Pages as source code

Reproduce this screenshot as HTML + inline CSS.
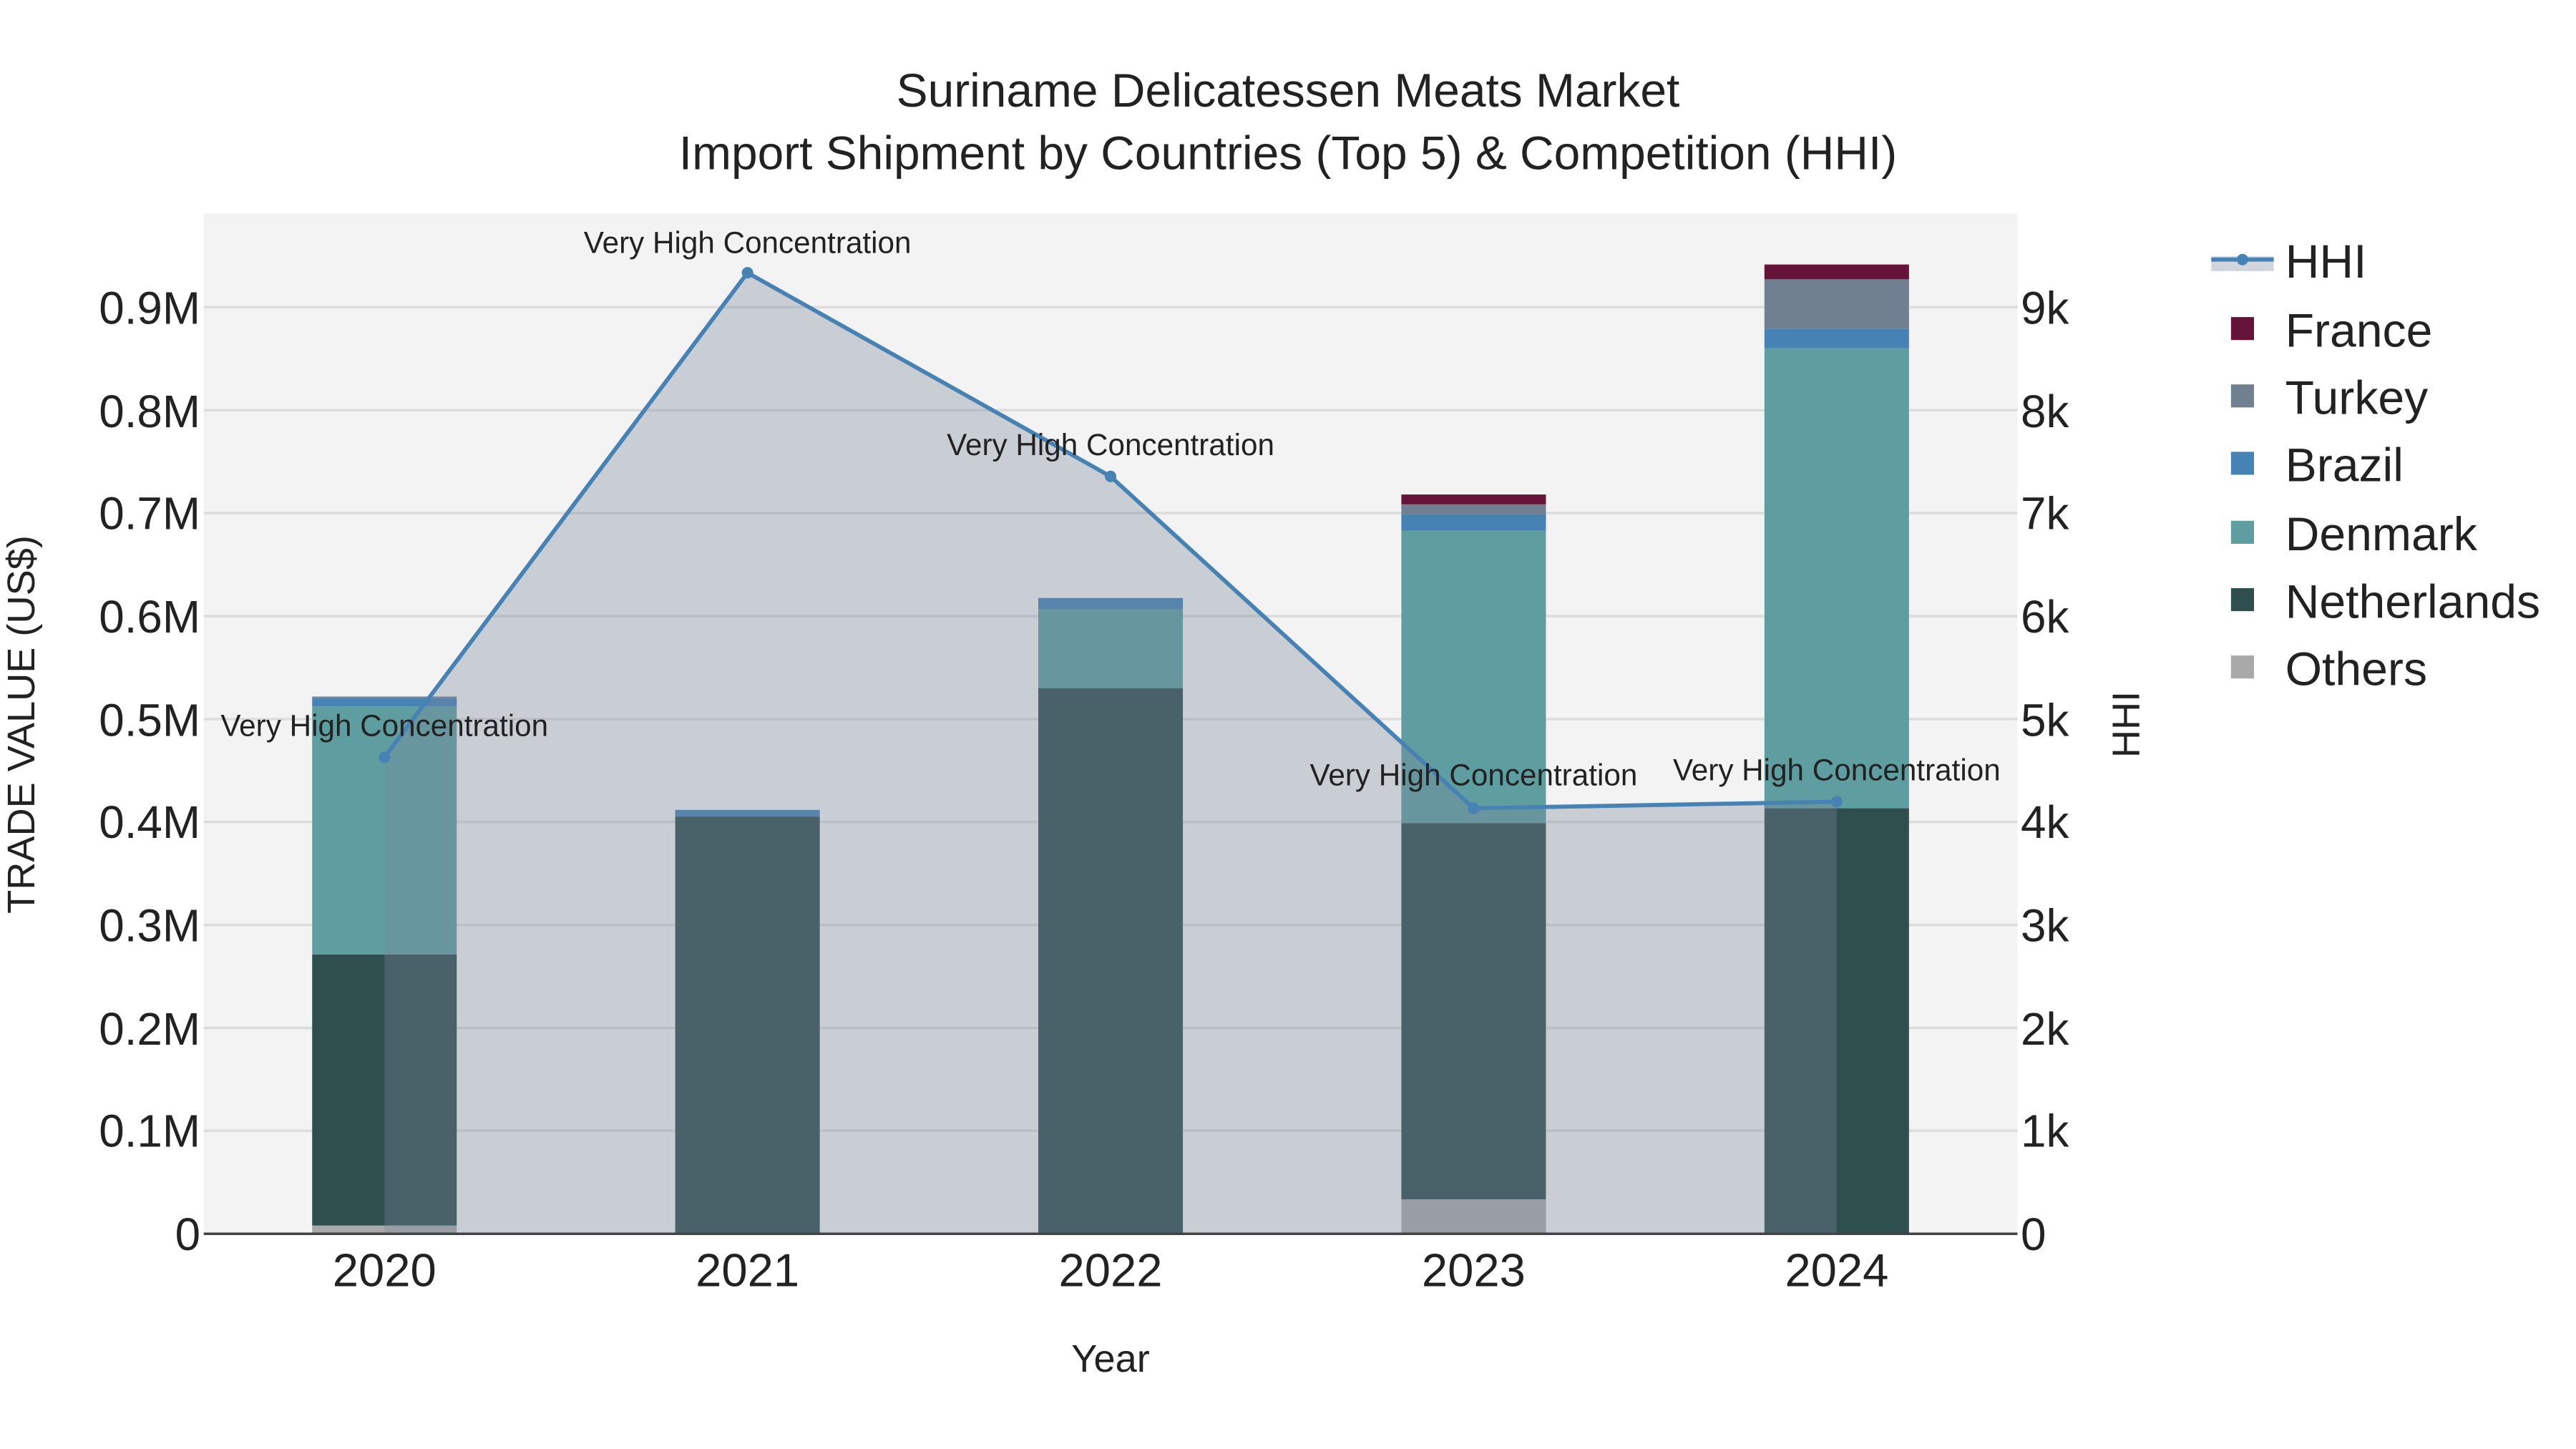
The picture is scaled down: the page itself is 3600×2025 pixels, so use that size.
<!DOCTYPE html>
<html><head><meta charset="utf-8"><style>html,body{margin:0;padding:0;background:#fff}svg{display:block}text{font-family:"Liberation Sans",sans-serif;fill:#222}</style></head>
<body>
<svg width="3600" height="2025" viewBox="0 0 1568 882" xmlns="http://www.w3.org/2000/svg">
<rect width="1568" height="882" fill="#fff"/>
<rect x="124" y="130" width="1104" height="621" fill="#f3f3f3"/>
<g stroke="#dcdcdc" stroke-width="1.5">
<line x1="124" x2="1228" y1="688.3" y2="688.3"/><line x1="124" x2="1228" y1="625.7" y2="625.7"/>
<line x1="124" x2="1228" y1="563" y2="563"/><line x1="124" x2="1228" y1="500.3" y2="500.3"/>
<line x1="124" x2="1228" y1="437.7" y2="437.7"/><line x1="124" x2="1228" y1="375" y2="375"/>
<line x1="124" x2="1228" y1="312.3" y2="312.3"/><line x1="124" x2="1228" y1="249.7" y2="249.7"/>
<line x1="124" x2="1228" y1="187" y2="187"/>
</g>
<g>
<rect x="190" y="746" width="88" height="5" fill="#a9a9a9"/>
<rect x="190" y="581" width="88" height="165" fill="#2f4f4f"/>
<rect x="190" y="430" width="88" height="151" fill="#5f9ea0"/>
<rect x="190" y="425" width="88" height="5" fill="#4682b4"/>
<rect x="190" y="424" width="88" height="1" fill="#708090"/>
<rect x="411" y="497" width="88" height="254" fill="#2f4f4f"/>
<rect x="411" y="493" width="88" height="4" fill="#4682b4"/>
<rect x="632" y="419" width="88" height="332" fill="#2f4f4f"/>
<rect x="632" y="371" width="88" height="48" fill="#5f9ea0"/>
<rect x="632" y="364" width="88" height="7" fill="#4682b4"/>
<rect x="853" y="730" width="88" height="21" fill="#a9a9a9"/>
<rect x="853" y="501" width="88" height="229" fill="#2f4f4f"/>
<rect x="853" y="323" width="88" height="178" fill="#5f9ea0"/>
<rect x="853" y="313" width="88" height="10" fill="#4682b4"/>
<rect x="853" y="307" width="88" height="6" fill="#708090"/>
<rect x="853" y="301" width="88" height="6" fill="#66133a"/>
<rect x="1074" y="492" width="88" height="259" fill="#2f4f4f"/>
<rect x="1074" y="212" width="88" height="280" fill="#5f9ea0"/>
<rect x="1074" y="200" width="88" height="12" fill="#4682b4"/>
<rect x="1074" y="170" width="88" height="30" fill="#708090"/>
<rect x="1074" y="161" width="88" height="9" fill="#66133a"/>
</g>
<path d="M234,751 L234,461 L455,166 L676,290 L897,492 L1118,488 L1118,751 Z" fill="rgb(124,135,155)" fill-opacity="0.35"/>
<polyline points="234,461 455,166 676,290 897,492 1118,488" fill="none" stroke="#4682b4" stroke-width="2.5"/>
<g fill="#4682b4"><circle cx="234" cy="461" r="3.5"/><circle cx="455" cy="166" r="3.5"/><circle cx="676" cy="290" r="3.5"/><circle cx="897" cy="492" r="3.5"/><circle cx="1118" cy="488" r="3.5"/></g>
<line x1="124" x2="1228" y1="751" y2="751" stroke="#444" stroke-width="1.5"/>
<g font-size="18.4" text-anchor="middle">
<text x="234" y="448">Very High Concentration</text>
<text x="455" y="154">Very High Concentration</text>
<text x="676" y="277">Very High Concentration</text>
<text x="897" y="478">Very High Concentration</text>
<text x="1118" y="475">Very High Concentration</text>
</g>
<g font-size="28.7" text-anchor="middle">
<text x="784" y="65">Suriname Delicatessen Meats Market</text>
<text x="784" y="103">Import Shipment by Countries (Top 5) &amp; Competition (HHI)</text>
</g>
<g font-size="27.8" text-anchor="end">
<text x="122" y="761">0</text><text x="122" y="698">0.1M</text><text x="122" y="636">0.2M</text>
<text x="122" y="573">0.3M</text><text x="122" y="510">0.4M</text><text x="122" y="448">0.5M</text>
<text x="122" y="385">0.6M</text><text x="122" y="322">0.7M</text><text x="122" y="260">0.8M</text>
<text x="122" y="197">0.9M</text>
</g>
<g font-size="27.8">
<text x="1230" y="761">0</text><text x="1230" y="698">1k</text><text x="1230" y="636">2k</text>
<text x="1230" y="573">3k</text><text x="1230" y="510">4k</text><text x="1230" y="448">5k</text>
<text x="1230" y="385">6k</text><text x="1230" y="322">7k</text><text x="1230" y="260">8k</text>
<text x="1230" y="197">9k</text>
</g>
<g font-size="28.4" text-anchor="middle">
<text x="234" y="783">2020</text><text x="455" y="783">2021</text><text x="676" y="783">2022</text>
<text x="897" y="783">2023</text><text x="1118" y="783">2024</text>
</g>
<text x="676" y="835" font-size="23.6" text-anchor="middle">Year</text>
<text transform="translate(21,441) rotate(-90)" font-size="23.6" text-anchor="middle">TRADE VALUE (US$)</text>
<text transform="translate(1302,441) rotate(-90)" font-size="23.6" text-anchor="middle">HHI</text>
<rect x="1346" y="156" width="38" height="9" fill="rgb(124,135,155)" fill-opacity="0.35"/>
<line x1="1346" x2="1384" y1="158" y2="158" stroke="#4682b4" stroke-width="2.5"/>
<circle cx="1365" cy="158" r="3.5" fill="#4682b4"/>
<rect x="1358" y="193" width="14" height="14" fill="#66133a"/>
<rect x="1358" y="234" width="14" height="14" fill="#708090"/>
<rect x="1358" y="275" width="14" height="14" fill="#4682b4"/>
<rect x="1358" y="317" width="14" height="14" fill="#5f9ea0"/>
<rect x="1358" y="358" width="14" height="14" fill="#2f4f4f"/>
<rect x="1358" y="399" width="14" height="14" fill="#a9a9a9"/>
<g font-size="28.8">
<text x="1391" y="169">HHI</text><text x="1391" y="211">France</text><text x="1391" y="252">Turkey</text>
<text x="1391" y="293">Brazil</text><text x="1391" y="335">Denmark</text><text x="1391" y="376">Netherlands</text>
<text x="1391" y="417">Others</text>
</g>
</svg>
</body></html>
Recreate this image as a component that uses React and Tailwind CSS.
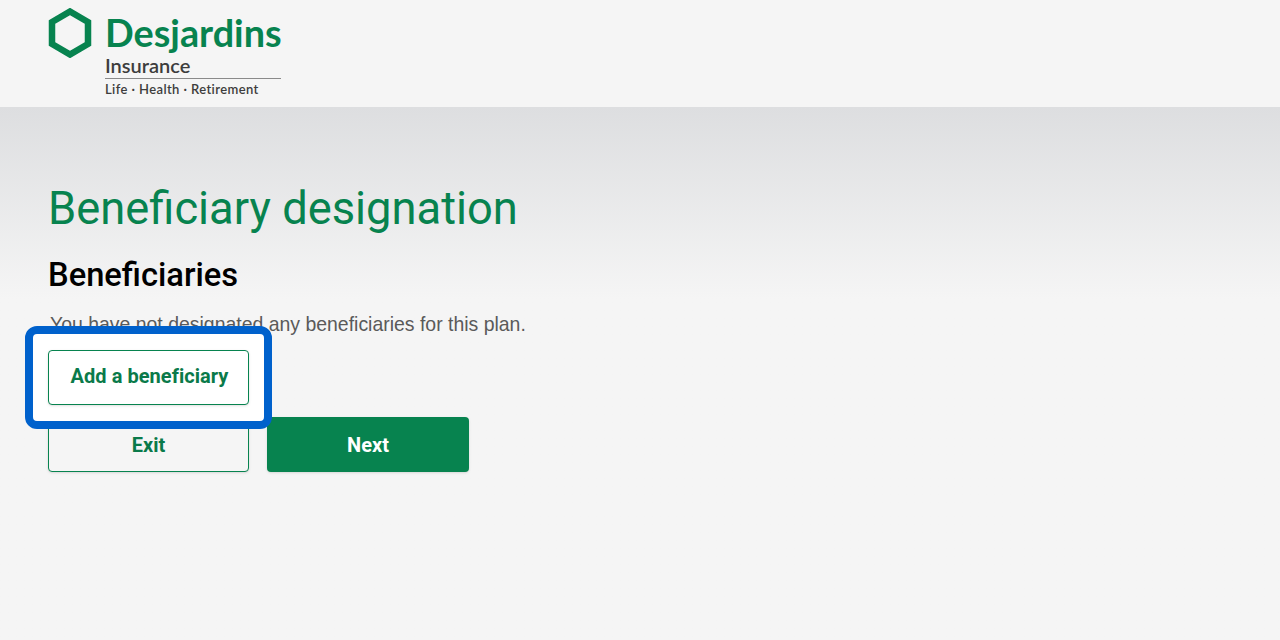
function Logo() {
  return (
    <div className="flex items-start gap-[13px]">
      <svg width="44" height="50" viewBox="0 0 44 50" className="mt-[8px] shrink-0">
        <path d="M22 3.5 L40 14 V36 L22 46.5 L4 36 V14 Z" fill="none" stroke="#07834f" strokeWidth="6.5" strokeLinejoin="miter" />
      </svg>
      <div className="w-[176px] pt-[10px] font-['Lato',sans-serif]">
        <div className="h-[44px] text-[37.8px] leading-[46px] font-bold text-[#07834f]">Desjardins</div>
        <div className="h-[25px] border-b border-[#8a8a8a] text-[20px] leading-[22px] font-semibold text-[#3d3d3d]">Insurance</div>
        <div className="mt-[1px] text-[13px] leading-[18px] font-semibold tracking-[0.4px] text-[#3d3d3d]">Life · Health · Retirement</div>
      </div>
    </div>
  )
}

export default function App() {
  return (
    <div className="min-h-[640px] bg-[#f5f5f5] font-['Roboto',sans-serif]">
      <header className="h-[107px] pl-[48px]">
        <Logo />
      </header>
      <main className="h-[533px] bg-gradient-to-b from-[#dddee0] to-[#f5f5f5] to-[36%] px-[48px] pt-[73px]">
        <h1 className="text-[45.3px] leading-[58px] text-[#07834f]">Beneficiary designation</h1>
        <h2 className="mt-[18px] text-[32.7px] leading-[38px] font-medium text-black">Beneficiaries</h2>
        <p className="mt-[16px] pl-[2px] font-['Liberation_Sans',sans-serif] text-[19.45px] leading-[28px] text-[#5a5a5a]">You have not designated any beneficiaries for this plan.</p>
        <div className="relative mt-[12px] w-[201px]">
          <div className="absolute -top-[24px] -right-[23px] -bottom-[24px] -left-[23px] rounded-[12px] border-[8px] border-[#0061cc] bg-white" />
          <button type="button" className="relative block h-[55px] w-[201px] rounded-[4px] border border-[#07834f] bg-white pb-[3px] pl-[2px] text-[20px] font-bold tracking-[0.05px] text-[#0a7a4a] shadow-sm">
            Add a beneficiary
          </button>
        </div>
        <div className="mt-[12px] flex gap-[18px]">
          <button type="button" className="h-[55px] w-[201px] rounded-[4px] border border-[#07834f] bg-[#f5f5f5] text-[20px] font-bold text-[#0a7a4a] shadow-sm">
            Exit
          </button>
          <button type="button" className="h-[55px] w-[202px] rounded-[4px] bg-[#07834f] text-[20px] font-bold text-white shadow-sm">
            Next
          </button>
        </div>
      </main>
    </div>
  )
}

EXERCISE DESCRIPTION
Pull out each line of the records holding the string "size".

SOLUTION TO THE PROBLEM
The picture is scaled down: the page itself is 3600×2025 pixels, so use that size.
<g font-size="18.4" text-anchor="middle">
<g font-size="28.7" text-anchor="middle">
<g font-size="27.8" text-anchor="end">
<g font-size="27.8">
<g font-size="28.4" text-anchor="middle">
<text x="676" y="835" font-size="23.6" text-anchor="middle">Year</text>
<text transform="translate(21,441) rotate(-90)" font-size="23.6" text-anchor="middle">TRADE VALUE (US$)</text>
<text transform="translate(1302,441) rotate(-90)" font-size="23.6" text-anchor="middle">HHI</text>
<g font-size="28.8">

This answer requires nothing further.